William & Mary Elder Law Clinic

Serving Seniors in the Greater Peninsula Area

Month: March 2017

We Care. That’s Why We Must Have The Difficult Conversation

By Kelsey Knitter, Elder & Disability Law Clinic Student, Spring 2017

I came to the Elder and Disability Law Clinic with a unique experience; both of my parents are Elder Law attorneys. I have heard them discussing some of their most difficult cases, cases involving family members fighting over loved ones. I was shocked that family members could be so at odds that they needed to go to court while a parent was dying. I remember thinking how that would never happen in my family because we all love each other and just want what’s best for our parents/grandparents.

However, I have started to learn that in many of these situations, it’s not that one member of the family is acting maliciously (thought that obviously can be the case); instead, both children often care so much for their parents but they sometimes just don’t agree on what is best given the circumstances. As my own grandparents have begun to age, I can see much more clearly how such disagreements can occur.

Another common problem that arises when a family member is dealing with an aging senior is that the senior may become uncooperative and unwilling to compromise. In order to alleviate this tension, it is important to remember that the senior does not want to feel like he is losing control. Approaching this conversation as a discussion about what the senior wants is one way to hopefully avoid conflict. Additionally, having this conversation early, while the senior is still competent, is all the more important for avoiding such a tension.

My mother and uncle recently had this conversation with their own parents, my grandparents. It was by no means easy to bring up. It is hard to say to a parent, what do you want me to do if you can’t take care of yourself?  However, at the same time, this is extremely important to determine what would be best for my grandparents were they to become incapacitated. It is a harsh reality, but you never know what may happen. For instance, my grandpa slipped on ice the other day and took a rough fall.  Fortunately, he was not seriously injured. However, had he broken a hip, he may have needed some long-term care.

This is why having that difficult conversation is vital. It’s not only important for the seniors to assert their wishes, but also for other family members to understand those wishes and be on the same page when carrying them out. It is a necessary step to avoiding misunderstandings or disagreements amongst siblings or spouses, which is important for avoiding unnecessary and expensive litigation. Having this conversation with an aging loved one is an important step in EVERY family in order to ensure any easier transition as a parent/grandparent begins to age.

 

 

Accounting for the Varying Degrees of Incapacity— the Limited Guardianship

By Michelle Chionchio, Elder & Disability Law Clinic Student, Spring 2017

Our “legal, social and economic worlds” assume that adult individuals are able to make responsible decisions on behalf of themselves. That is, all adults are presumed to have legal capacity unless a court with proper jurisdiction deems otherwise. An “incapacitated person” is an individual found by the court to lack the mental and/or physical capacity to care for himself, including his inability to satisfy his basic health, safety, care, education, habilitation, and therapeutic needs without assistance. In such a case, a court appointed guardian may be appropriate to prevent the incapacitated person from victimization and to ensure that his best interests are accounted for.
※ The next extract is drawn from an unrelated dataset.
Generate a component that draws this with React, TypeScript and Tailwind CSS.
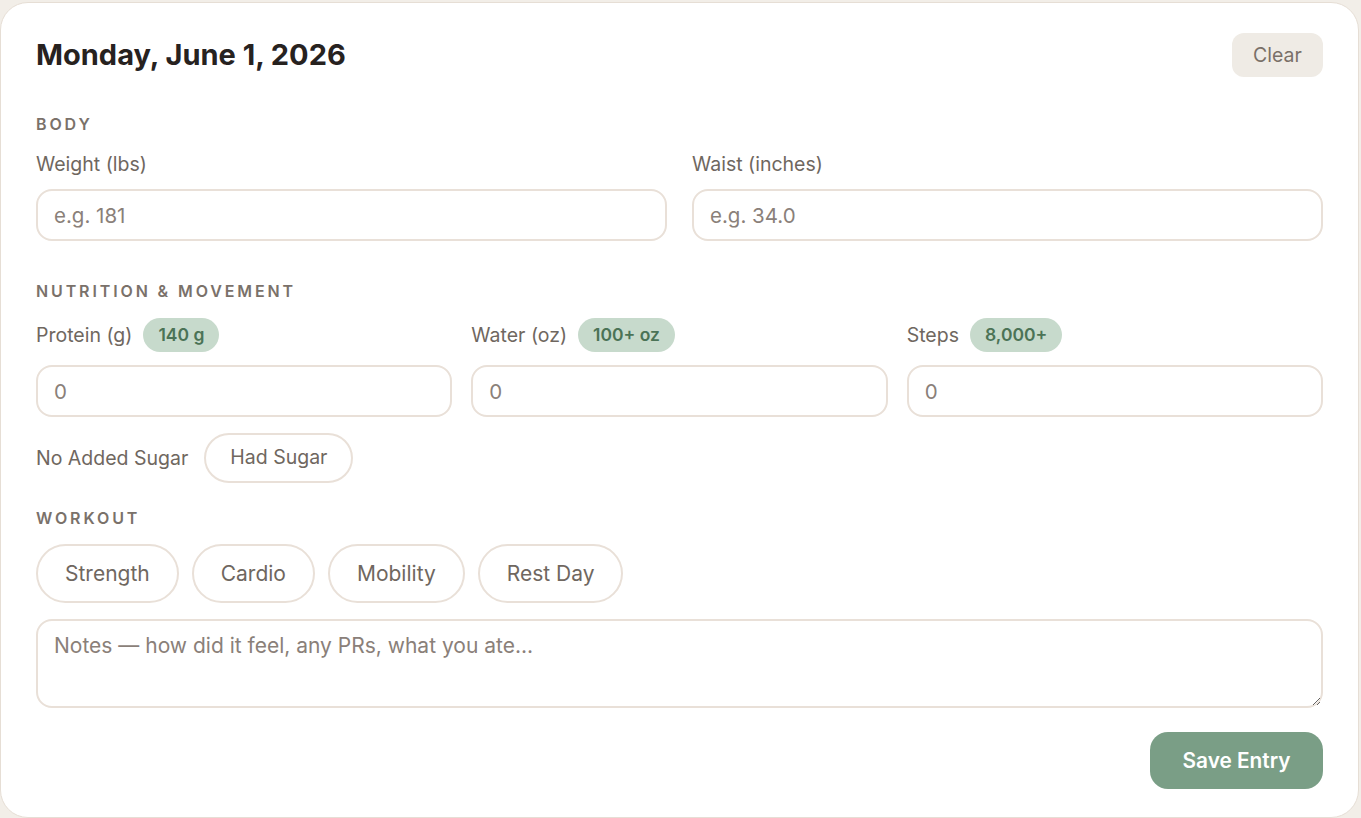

A “guardian” stands in a fiduciary relationship with the incapacitated person, owing him the fiduciary duties of care, loyalty, and good faith. Because a guardian must act in the incapacitated person’s best interests, a guardianship may be full, limited, or temporary, depending upon the individual’s level of capacity. This is because capacity is not a “light switch”—there are shades of grey and varying degrees of capacity, which call for partial substitute decision making. That is, where an individual’s loss of capacity is not complete, the guardian’s powers should be “limited” to address solely the needs of the individual, so as not to unnecessarily restrict his autonomy. For example, if an individual’s incapacity prevents him from making major health care decisions, but he is otherwise capable of caring for himself on a daily basis, the court may appoint a limited guardian solely to make such health care decisions, leaving all other decisions up to the discretion of the incapacitated person.

“Full guardianships” are appropriate in instances where an individual’s loss of capacity is complete (that is, where an individual is incapable of making all personal care decisions for himself), but should be pursued as a last resort. Where an individual enjoys some capacity, a less restrictive method, such as the “limited guardianship,” should be used to provide the needed protections. In theory, limited guardianships recognize that the appointment of a guardian is a double-edged sword—although beneficial to the incapacitated person, it results in a severe loss of autonomy and independence. Thus, limited guardianships help to lessen the blow by curbing the infringement and intrusion into the incapacitated individual’s life. Yet, despite its apparent advantages, families are sometimes opposed to limited guardianships believing that it is “not feasible to detail the contours of the incapacity and [to] create an appropriate, individualized guardianship.” However, this belief is misguided—a medical evaluation helps to determine the degree of capacity, and a well drafted petition will outline all of the rights the incapacitated individual will retain. If the individual’s capacity should change over time, the guardian’s power may be increased or decreased as appropriate.